GIVEN INSTRUCTION -
Give only the number of lines that contain the word "React".

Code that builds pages

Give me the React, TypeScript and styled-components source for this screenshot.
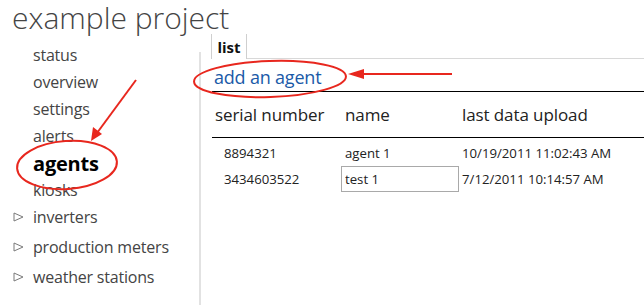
import React, { FC } from 'react';
import styled, { createGlobalStyle } from 'styled-components';

const GlobalStyle = createGlobalStyle`
  html, body {
    margin: 0;
    padding: 0;
    background: #fff;
  }
  body {
    font-family: "Open Sans", "Noto Sans", sans-serif;
    color: #333;
    width: 644px;
    height: 305px;
    overflow: hidden;
  }
`;

const Page = styled.div`
  position: relative;
  width: 644px;
  height: 305px;
`;

const Title = styled.h1`
  margin: 0;
  padding: 2px 0 0 12px;
  height: 32px;
  font-size: 30px;
  font-weight: 300;
  line-height: 32px;
  color: #444;
  letter-spacing: 0;
`;

const Body = styled.div`
  display: flex;
  align-items: flex-start;
`;

const Sidebar = styled.ul`
  list-style: none;
  margin: 0;
  padding: 8px 0 0 0;
  width: 199px;
  flex-shrink: 0;
`;

const NavItem = styled.li<{ $active?: boolean }>`
  padding-left: 33px;
  height: 27px;
  line-height: 27px;
  font-size: ${(p) => (p.$active ? '20px' : '16px')};
  font-weight: ${(p) => (p.$active ? 700 : 400)};
  color: ${(p) => (p.$active ? '#000' : '#444')};
  letter-spacing: ${(p) => (p.$active ? '-0.2px' : '-0.2px')};
`;

const TreeGroup = styled.div`
  margin-top: -2px;
`;

const TreeItem = styled.li`
  display: flex;
  align-items: center;
  height: 30px;
  padding-left: 13px;
  font-size: 16px;
  color: #444;
  letter-spacing: -0.2px;
`;

const Toggle = styled.svg`
  width: 11px;
  height: 10px;
  margin-right: 9px;
  flex-shrink: 0;
`;

const Main = styled.div`
  flex: 1;
  margin-top: 18px;
  border-left: 2px solid #e2e2e2;
  height: 253px;
`;

const TabStrip = styled.div`
  display: flex;
  margin-top: -18px;
  height: 25px;
  padding-left: 10px;
`;

const Tab = styled.div`
  width: 34px;
  border-left: 1px solid #cfcfcf;
  border-right: 1px solid #cfcfcf;
  text-align: center;
  font-size: 15px;
  font-weight: 700;
  line-height: 26px;
  color: #111;
`;

const TabFill = styled.div`
  flex: 1;
  border-bottom: 1px solid #d8d8d8;
`;

const Content = styled.div`
  padding-left: 11px;
`;

const LinkRow = styled.div`
  height: 33px;
  display: flex;
  align-items: center;
  padding-left: 2px;
  border-bottom: 1px solid #000;
  padding-top: 3px;
  box-sizing: border-box;
`;

const AddLink = styled.a`
  font-size: 18px;
  color: #1a5aa8;
  text-decoration: none;
  letter-spacing: -0.2px;
  cursor: pointer;
`;

const Table = styled.div`
  display: grid;
  grid-template-columns: 129px 118px 1fr;
`;

const HeadCell = styled.div<{ $pad: number }>`
  height: 45px;
  display: flex;
  align-items: center;
  padding-left: ${(p) => p.$pad}px;
  font-size: 17px;
  color: #222;
  border-bottom: 1px solid #000;
  letter-spacing: -0.1px;
  margin-bottom: 2px;
`;

const Cell = styled.div<{ $pad: number }>`
  height: 26px;
  display: flex;
  align-items: center;
  padding-left: ${(p) => p.$pad}px;
  font-size: 13.2px;
  color: #222;
  white-space: nowrap;
`;

const NameInput = styled.input`
  box-sizing: border-box;
  width: 118px;
  height: 26px;
  margin: 0;
  padding: 0 3px;
  border: 1px solid #a9a9a9;
  font-family: inherit;
  font-size: 13.2px;
  color: #222;
  outline: none;
`;

const Annotations = styled.svg`
  position: absolute;
  left: 0;
  top: 0;
  width: 644px;
  height: 305px;
  pointer-events: none;
`;

interface Agent {
  serial: string;
  name: string;
  upload: string;
  editing?: boolean;
}

const agents: Agent[] = [
  { serial: '8894321', name: 'agent 1', upload: '10/19/2011 11:02:43 AM' },
  { serial: '3434603522', name: 'test 1', upload: '7/12/2011 10:14:57 AM', editing: true },
];

const navItems = ['status', 'overview', 'settings', 'alerts', 'agents', 'kiosks'];
const treeItems = ['inverters', 'production meters', 'weather stations'];

const TriangleIcon: FC = () => (
  <Toggle viewBox="0 0 11 10">
    <polygon points="1,1 10,5 1,9" fill="none" stroke="#7a7a7a" strokeWidth="1" />
  </Toggle>
);

const RED = '#e8271e';

export default function App() {
  return (
    <Page>
      <GlobalStyle />
      <Title>example project</Title>
      <Body>
        <Sidebar>
          {navItems.map((item) => (
            <NavItem key={item} $active={item === 'agents'}>
              {item}
            </NavItem>
          ))}
          <TreeGroup>
            {treeItems.map((item) => (
              <TreeItem key={item}>
                <TriangleIcon />
                {item}
              </TreeItem>
            ))}
          </TreeGroup>
        </Sidebar>
        <Main>
          <TabStrip>
            <Tab>list</Tab>
            <TabFill />
          </TabStrip>
          <Content>
            <LinkRow>
              <AddLink>add an agent</AddLink>
            </LinkRow>
            <Table>
              <HeadCell $pad={3}>serial number</HeadCell>
              <HeadCell $pad={4}>name</HeadCell>
              <HeadCell $pad={3}>last data upload</HeadCell>
              {agents.map((a) => (
                <React.Fragment key={a.serial}>
                  <Cell $pad={12}>{a.serial}</Cell>
                  <Cell $pad={a.editing ? 0 : 4}>
                    {a.editing ? <NameInput defaultValue={a.name} /> : a.name}
                  </Cell>
                  <Cell $pad={3}>{a.upload}</Cell>
                </React.Fragment>
              ))}
            </Table>
          </Content>
        </Main>
      </Body>
      <Annotations viewBox="0 0 644 305">
        <ellipse cx="67" cy="165" rx="50" ry="24" fill="none" stroke={RED} strokeWidth="2" transform="rotate(-4 67 165)" />
        <line x1="136" y1="80" x2="97" y2="133" stroke={RED} strokeWidth="2" />
        <polygon points="91,141 93,127 102,134" fill={RED} />
        <ellipse cx="270" cy="79" rx="76" ry="18" fill="none" stroke={RED} strokeWidth="2" transform="rotate(-2 270 79)" />
        <line x1="452" y1="74" x2="362" y2="74" stroke={RED} strokeWidth="2" />
        <polygon points="348,74 364,69 364,79" fill={RED} />
      </Annotations>
    </Page>
  );
}
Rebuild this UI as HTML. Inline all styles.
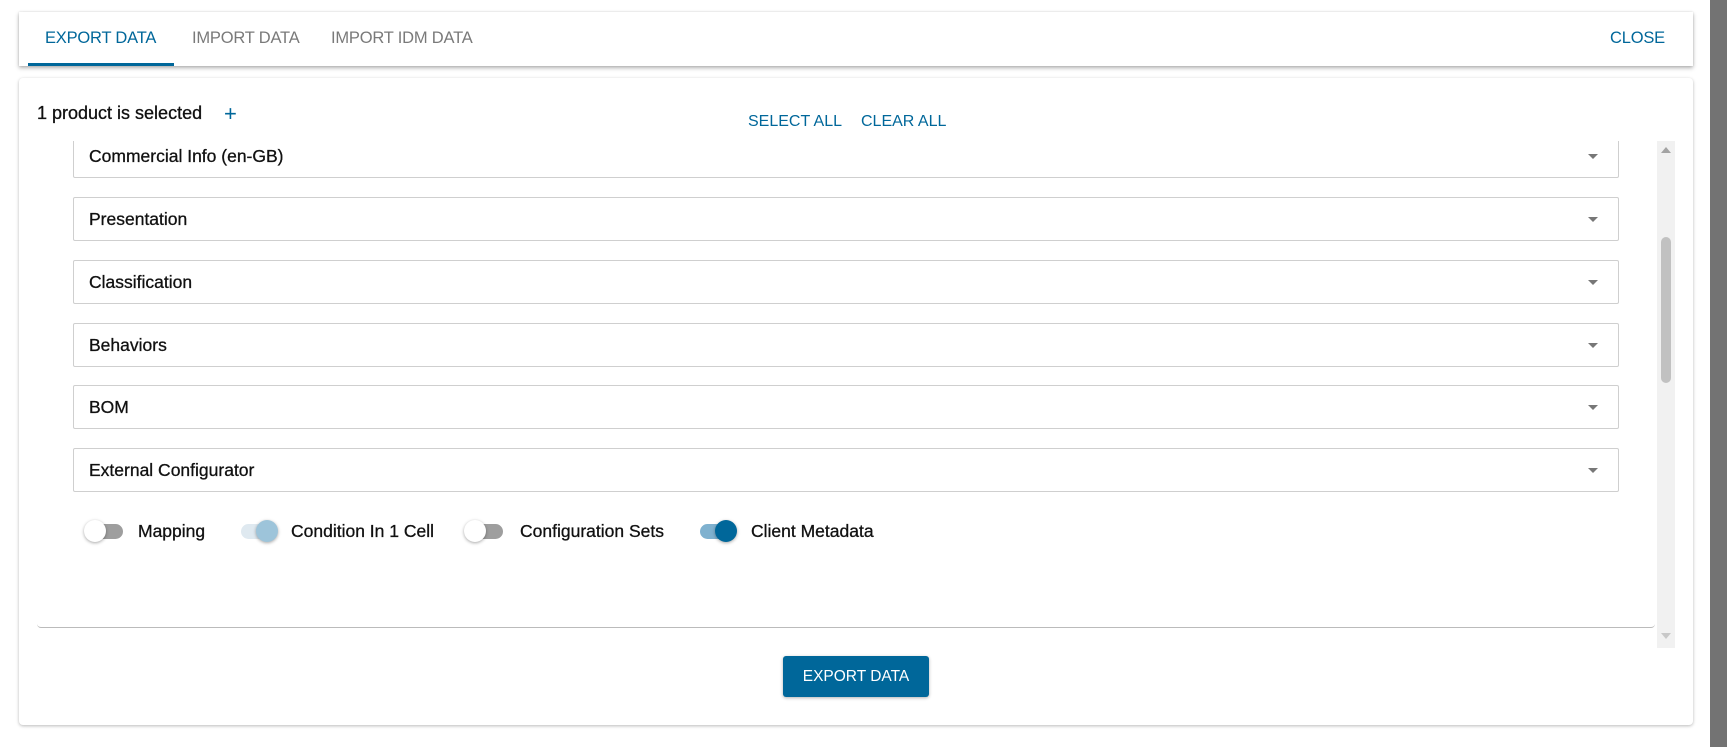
<!DOCTYPE html>
<html><head><meta charset="utf-8"><style>
*{box-sizing:border-box;margin:0;padding:0}
body{width:1727px;height:747px;background:#fff;position:relative;overflow:hidden;font-family:"Liberation Sans",Arial,sans-serif}
.abs{position:absolute}
.hdr{left:19px;top:12px;width:1674px;height:54px;background:#fff;box-shadow:0 2px 4px rgba(0,0,0,.3),0 0 2px rgba(0,0,0,.12)}
.tab{position:absolute;top:0;height:54px;line-height:52px;font-size:16.5px;color:#7a7a7a;letter-spacing:-0.2px}
.card{left:19px;top:78px;width:1674px;height:647px;background:#fff;border-radius:4px;box-shadow:0 1px 3px rgba(0,0,0,.28)}
.panel{position:absolute;left:73px;width:1546px;height:44px;border:1px solid #cfcfcf;border-radius:2px;background:#fff;font-size:17.5px;color:#111;line-height:42px;padding-left:15px;-webkit-text-stroke:0.3px #111}
.panel:after{content:"";position:absolute;right:20px;top:19px;border-left:5.5px solid transparent;border-right:5.5px solid transparent;border-top:5.5px solid #777}
.tg{position:absolute;top:523px;height:16px;width:40px}
.tr{position:absolute;left:3px;top:1px;width:36px;height:15px;border-radius:8px}
.th{position:absolute;top:-3px;width:22px;height:22px;border-radius:50%;box-shadow:0 1px 3px rgba(0,0,0,.35)}
.lb{position:absolute;top:521px;font-size:17.5px;color:#111;-webkit-text-stroke:0.3px #111}
</style></head><body>
<div class="abs" style="left:1710px;top:0;width:17px;height:747px;background:#737373"></div>
<div class="abs hdr">
<div class="tab" style="left:26px;color:#00679a">EXPORT DATA</div>
<div class="abs" style="left:9px;top:51px;width:146px;height:3px;background:#00679a"></div>
<div class="tab" style="left:173px">IMPORT DATA</div>
<div class="tab" style="left:312px">IMPORT IDM DATA</div>
<div class="tab" style="left:1591px;color:#00679a">CLOSE</div>
</div>
<div class="abs card"></div>
<div class="abs" style="left:37px;top:103px;font-size:18px;color:#111;-webkit-text-stroke:0.3px #111">1 product is selected</div>
<div class="abs" style="left:224px;top:101px;font-size:22px;color:#00679a">+</div>
<div class="abs" style="left:748px;top:113px;font-size:16px;color:#00679a">SELECT ALL</div>
<div class="abs" style="left:861px;top:113px;font-size:16px;color:#00679a">CLEAR ALL</div>
<div class="abs" style="left:37px;top:141px;width:1618px;height:487px;overflow:hidden;border-bottom:1px solid #bbb;border-radius:0 0 4px 4px">
<div class="panel" style="left:36px;top:-7px">Commercial Info (en-GB)</div>
</div>
<div class="panel" style="top:197px">Presentation</div>
<div class="panel" style="top:260px">Classification</div>
<div class="panel" style="top:323px">Behaviors</div>
<div class="panel" style="top:385px">BOM</div>
<div class="panel" style="top:448px">External Configurator</div>
<div class="tg" style="left:84px"><div class="tr" style="background:#9e9e9e"></div><div class="th" style="left:0;background:#fff"></div></div>
<div class="lb" style="left:138px">Mapping</div>
<div class="tg" style="left:238px"><div class="tr" style="background:#dfe9f0"></div><div class="th" style="left:18px;background:#9dc4da"></div></div>
<div class="lb" style="left:291px">Condition In 1 Cell</div>
<div class="tg" style="left:464px"><div class="tr" style="background:#9e9e9e"></div><div class="th" style="left:0;background:#fff"></div></div>
<div class="lb" style="left:520px">Configuration Sets</div>
<div class="tg" style="left:697px"><div class="tr" style="background:#7fb1cf"></div><div class="th" style="left:18px;background:#00679a"></div></div>
<div class="lb" style="left:751px">Client Metadata</div>
<div class="abs" style="left:1657px;top:141px;width:18px;height:507px;background:#f1f1f1"></div>
<div class="abs" style="left:1661px;top:237px;width:10px;height:146px;background:#c1c1c1;border-radius:5px"></div>
<div class="abs" style="left:1661px;top:147px;border-left:5px solid transparent;border-right:5px solid transparent;border-bottom:6px solid #a3a3a3"></div>
<div class="abs" style="left:1661px;top:633px;border-left:5px solid transparent;border-right:5px solid transparent;border-top:6px solid #c8c8c8"></div>
<div class="abs" style="left:783px;top:656px;width:146px;height:41px;background:#00679a;border-radius:3px;color:#fff;font-size:15.5px;line-height:41px;text-align:center;box-shadow:0 1px 3px rgba(0,0,0,.3)">EXPORT DATA</div>
</body></html>
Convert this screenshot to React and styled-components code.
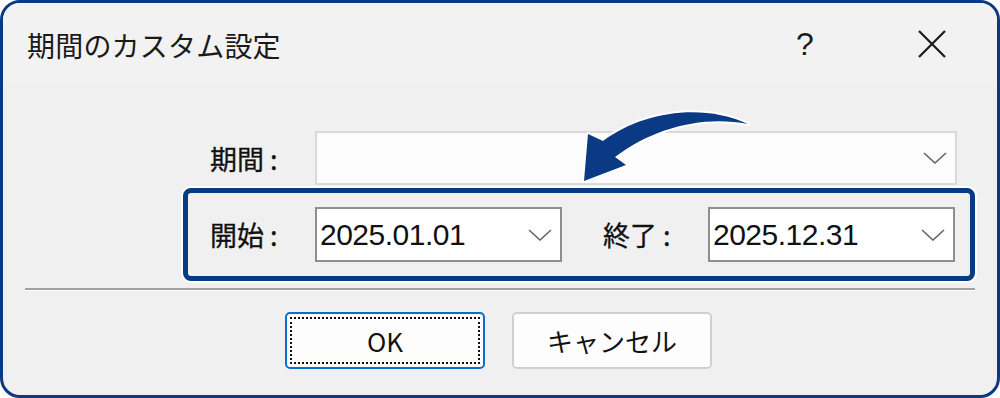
import React from "react"
import styled, { createGlobalStyle } from "styled-components"

const GlobalStyle = createGlobalStyle`
  html, body {
    margin: 0;
    padding: 0;
    background: #ffffff;
  }
  body {
    font-family: "Noto Sans CJK JP", "Noto Sans", sans-serif;
  }
`

const Dialog = styled.div`
  position: relative;
  box-sizing: border-box;
  width: 1000px;
  height: 398px;
  border: 3px solid #0b3a84;
  border-radius: 20px;
  overflow: hidden;
  background: #f0f0f0;
  display: flex;
  flex-direction: column;
  color: #111;
`

const TitleBar = styled.div`
  height: 82px;
  background: #f2f2f2;
  display: flex;
  align-items: center;
  padding: 0 30px 0 24px;
  flex-shrink: 0;
`

const Title = styled.div`
  font-size: 28px;
  line-height: 1;
  letter-spacing: 0.2px;
  color: #1a1a1a;
  margin-top: 2px;
`

const TitleButton = styled.div`
  width: 70px;
  height: 40px;
  display: flex;
  align-items: center;
  justify-content: center;
  margin-left: ${p => p.$first ? "auto" : "57px"};
  font-family: "Liberation Sans", sans-serif;
  font-size: 32px;
  color: #1a1a1a;
`

const Body = styled.div`
  flex: 1;
  display: flex;
  flex-direction: column;
  padding-top: 46px;
`

const PeriodRow = styled.div`
  display: flex;
  align-items: center;
  padding-left: 207px;
`

const Label = styled.div`
  width: 105px;
  flex-shrink: 0;
  font-size: 27px;
  line-height: 1;
  color: #111;
  font-weight: 400;
  -webkit-text-stroke: 0.3px #111;
`

const Combo = styled.div`
  box-sizing: border-box;
  width: ${p => p.$width}px;
  height: ${p => p.$height}px;
  background: ${p => p.$muted ? "#fcfcfc" : "#ffffff"};
  border: 2px solid ${p => p.$muted ? "#dadada" : "#8e8e8e"};
  display: flex;
  align-items: center;
  padding: 0 8px 0 3px;
  font-family: "Liberation Sans", sans-serif;
  font-size: 30px;
  color: #111;
`

const ComboText = styled.span`
  flex: 1;
  letter-spacing: -0.5px;
`

const Chevron = styled.svg`
  width: 24px;
  height: 12px;
  flex-shrink: 0;
`

const Highlight = styled.div`
  box-sizing: border-box;
  margin: 3px 0 0 180px;
  width: 792px;
  height: 93px;
  border: 5px solid #0b3a84;
  border-radius: 8px;
  box-shadow: 0 0 0 2px #ffffff;
  display: flex;
  align-items: center;
  padding: 0 15px 0 22px;
`

const Spacer = styled.div`
  width: 41px;
  flex-shrink: 0;
`

const Separator = styled.div`
  margin: 7px 22px 0 22px;
  border-top: 2px solid #a0a0a0;
  border-bottom: 1px solid #ffffff;
`

const ButtonRow = styled.div`
  display: flex;
  justify-content: center;
  gap: 27px;
  margin-top: 21px;
  padding-right: 3px;
`

const Button = styled.div`
  box-sizing: border-box;
  width: 200px;
  height: 57px;
  border-radius: 5px;
  background: #fdfdfd;
  border: 2px solid ${p => p.$primary ? "#0a6fcc" : "#d0d0d0"};
  outline: ${p => p.$primary ? "2px dotted #111" : "none"};
  outline-offset: -7px;
  display: flex;
  align-items: center;
  justify-content: center;
  font-size: 26px;
  color: #111;
`

const Arrow = styled.svg`
  position: absolute;
  left: 567px;
  top: 92px;
  width: 190px;
  height: 95px;
  overflow: visible;
`

const ChevronIcon = () => (
  <Chevron viewBox="0 0 24 12">
    <path d="M1 1 L12 11 L23 1" fill="none" stroke="#666" strokeWidth="1.6" />
  </Chevron>
)

const CloseIcon = () => (
  <svg width="28" height="28" viewBox="0 0 28 28">
    <path d="M1 1 L27 27 M27 1 L1 27" stroke="#1a1a1a" strokeWidth="2.2" />
  </svg>
)

export default function App() {
  return (
    <>
      <GlobalStyle />
      <Dialog>
        <TitleBar>
          <Title>期間のカスタム設定</Title>
          <TitleButton $first>?</TitleButton>
          <TitleButton><CloseIcon /></TitleButton>
        </TitleBar>
        <Body>
          <PeriodRow>
            <Label>期間 :</Label>
            <Combo $width={642} $height={54} $muted>
              <ComboText></ComboText>
              <ChevronIcon />
            </Combo>
          </PeriodRow>
          <Highlight>
            <Label>開始 :</Label>
            <Combo $width={247} $height={55}>
              <ComboText>2025.01.01</ComboText>
              <ChevronIcon />
            </Combo>
            <Spacer />
            <Label>終了 :</Label>
            <Combo $width={247} $height={55}>
              <ComboText>2025.12.31</ComboText>
              <ChevronIcon />
            </Combo>
          </Highlight>
          <Separator />
          <ButtonRow>
            <Button $primary>OK</Button>
            <Button>キャンセル</Button>
          </ButtonRow>
        </Body>
        <Arrow viewBox="0 0 190 95">
          <path
            d="M178 29 C133 8, 73 16, 33 46 L18 39 L14 86 L56 70 L45 62 C83 33, 133 20, 178 29 Z"
            fill="#0b3a84"
            stroke="#ffffff"
            strokeWidth="4"
            strokeLinejoin="round"
            paintOrder="stroke"
          />
        </Arrow>
      </Dialog>
    </>
  )
}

COMPLETE RESPONSE -
6